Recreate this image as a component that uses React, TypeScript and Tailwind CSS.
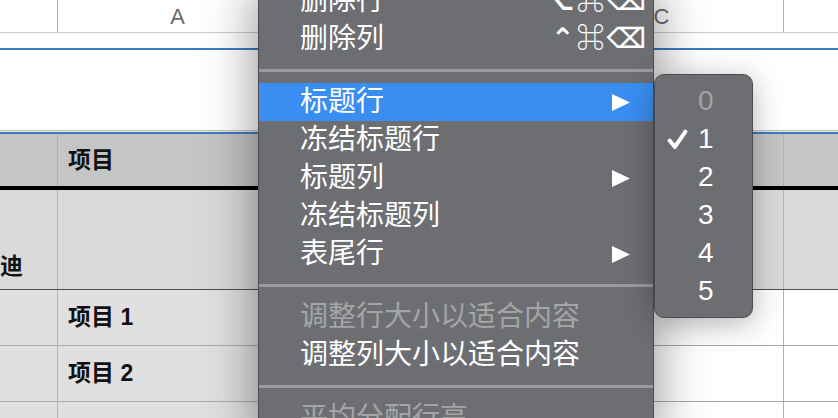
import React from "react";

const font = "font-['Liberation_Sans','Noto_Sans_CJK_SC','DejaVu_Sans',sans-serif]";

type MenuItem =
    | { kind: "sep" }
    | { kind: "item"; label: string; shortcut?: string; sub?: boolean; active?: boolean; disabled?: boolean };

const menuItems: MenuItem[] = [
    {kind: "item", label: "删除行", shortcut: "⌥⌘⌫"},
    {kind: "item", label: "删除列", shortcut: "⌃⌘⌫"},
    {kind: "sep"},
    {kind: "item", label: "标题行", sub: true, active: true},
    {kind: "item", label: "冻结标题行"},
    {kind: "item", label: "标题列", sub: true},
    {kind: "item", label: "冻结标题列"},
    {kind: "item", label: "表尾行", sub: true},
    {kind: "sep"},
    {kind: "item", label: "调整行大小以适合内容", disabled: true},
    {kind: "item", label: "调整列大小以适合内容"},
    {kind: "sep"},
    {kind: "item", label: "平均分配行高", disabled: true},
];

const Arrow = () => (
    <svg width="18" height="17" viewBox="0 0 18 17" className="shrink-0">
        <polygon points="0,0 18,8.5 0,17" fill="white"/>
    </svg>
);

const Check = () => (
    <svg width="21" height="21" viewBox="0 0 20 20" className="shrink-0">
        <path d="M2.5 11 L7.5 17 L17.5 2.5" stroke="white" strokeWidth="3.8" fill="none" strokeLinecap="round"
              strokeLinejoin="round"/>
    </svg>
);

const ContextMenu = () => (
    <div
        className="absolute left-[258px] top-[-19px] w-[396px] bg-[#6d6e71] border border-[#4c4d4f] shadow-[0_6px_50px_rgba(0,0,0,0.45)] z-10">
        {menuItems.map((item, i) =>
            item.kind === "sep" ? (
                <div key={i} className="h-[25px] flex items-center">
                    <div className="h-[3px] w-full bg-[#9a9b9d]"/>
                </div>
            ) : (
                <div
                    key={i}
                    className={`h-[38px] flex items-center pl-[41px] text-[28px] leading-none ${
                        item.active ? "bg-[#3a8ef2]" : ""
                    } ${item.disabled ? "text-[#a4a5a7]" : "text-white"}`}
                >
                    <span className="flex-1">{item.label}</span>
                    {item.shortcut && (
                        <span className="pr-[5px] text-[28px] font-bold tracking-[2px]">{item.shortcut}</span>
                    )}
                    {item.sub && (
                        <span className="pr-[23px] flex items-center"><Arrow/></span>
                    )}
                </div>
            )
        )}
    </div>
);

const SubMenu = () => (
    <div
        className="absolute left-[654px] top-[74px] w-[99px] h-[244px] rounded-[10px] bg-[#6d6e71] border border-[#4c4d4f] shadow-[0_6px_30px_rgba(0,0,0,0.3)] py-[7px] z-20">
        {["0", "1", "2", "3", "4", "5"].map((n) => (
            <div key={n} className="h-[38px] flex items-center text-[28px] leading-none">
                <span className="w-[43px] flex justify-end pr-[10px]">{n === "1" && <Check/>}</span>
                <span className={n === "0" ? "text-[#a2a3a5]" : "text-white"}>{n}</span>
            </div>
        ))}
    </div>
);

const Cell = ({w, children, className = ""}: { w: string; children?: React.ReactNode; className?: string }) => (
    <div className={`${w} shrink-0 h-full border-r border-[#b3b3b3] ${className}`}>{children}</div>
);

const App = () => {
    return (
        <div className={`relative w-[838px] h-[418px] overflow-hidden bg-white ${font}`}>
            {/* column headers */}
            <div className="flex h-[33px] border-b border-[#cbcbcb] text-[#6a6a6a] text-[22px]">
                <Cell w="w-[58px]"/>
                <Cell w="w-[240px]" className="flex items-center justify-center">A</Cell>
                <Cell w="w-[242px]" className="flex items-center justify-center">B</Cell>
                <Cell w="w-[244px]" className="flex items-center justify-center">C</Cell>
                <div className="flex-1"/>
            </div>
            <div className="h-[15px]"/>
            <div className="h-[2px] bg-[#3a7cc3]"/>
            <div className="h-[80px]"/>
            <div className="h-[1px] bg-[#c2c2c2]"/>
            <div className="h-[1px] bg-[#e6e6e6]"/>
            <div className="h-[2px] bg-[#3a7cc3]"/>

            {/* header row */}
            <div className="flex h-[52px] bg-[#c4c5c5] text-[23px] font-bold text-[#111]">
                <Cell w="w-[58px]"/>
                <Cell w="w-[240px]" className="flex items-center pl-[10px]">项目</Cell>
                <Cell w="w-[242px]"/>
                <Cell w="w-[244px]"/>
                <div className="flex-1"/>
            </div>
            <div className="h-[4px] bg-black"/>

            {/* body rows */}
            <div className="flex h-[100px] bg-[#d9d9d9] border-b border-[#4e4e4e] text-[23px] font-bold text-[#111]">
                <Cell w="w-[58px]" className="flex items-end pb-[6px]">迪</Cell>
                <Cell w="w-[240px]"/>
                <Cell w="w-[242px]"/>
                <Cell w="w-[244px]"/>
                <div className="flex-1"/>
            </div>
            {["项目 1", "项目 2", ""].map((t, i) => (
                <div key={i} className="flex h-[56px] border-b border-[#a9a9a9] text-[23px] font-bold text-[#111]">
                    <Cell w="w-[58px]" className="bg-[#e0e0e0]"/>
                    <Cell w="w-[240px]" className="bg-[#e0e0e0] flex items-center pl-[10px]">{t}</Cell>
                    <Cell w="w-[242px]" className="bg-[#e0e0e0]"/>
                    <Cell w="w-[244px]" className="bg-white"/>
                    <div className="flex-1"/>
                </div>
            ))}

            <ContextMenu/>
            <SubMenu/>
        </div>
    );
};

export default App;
◇ ◇ ◇ ◇
--- INSTRUCTIONS TO FOLLOW ---
Exactly as they appear, print the lines of the listing above from its first line through the line that contains "string; shortcut?: string;", minus the pictures.

--- ANSWER FOR THIS EXERCISE ---
Recreate this image as a component that uses React, TypeScript and Tailwind CSS.
import React from "react";

const font = "font-['Liberation_Sans','Noto_Sans_CJK_SC','DejaVu_Sans',sans-serif]";

type MenuItem =
    | { kind: "sep" }
    | { kind: "item"; label: string; shortcut?: string; sub?: boolean; active?: boolean; disabled?: boolean };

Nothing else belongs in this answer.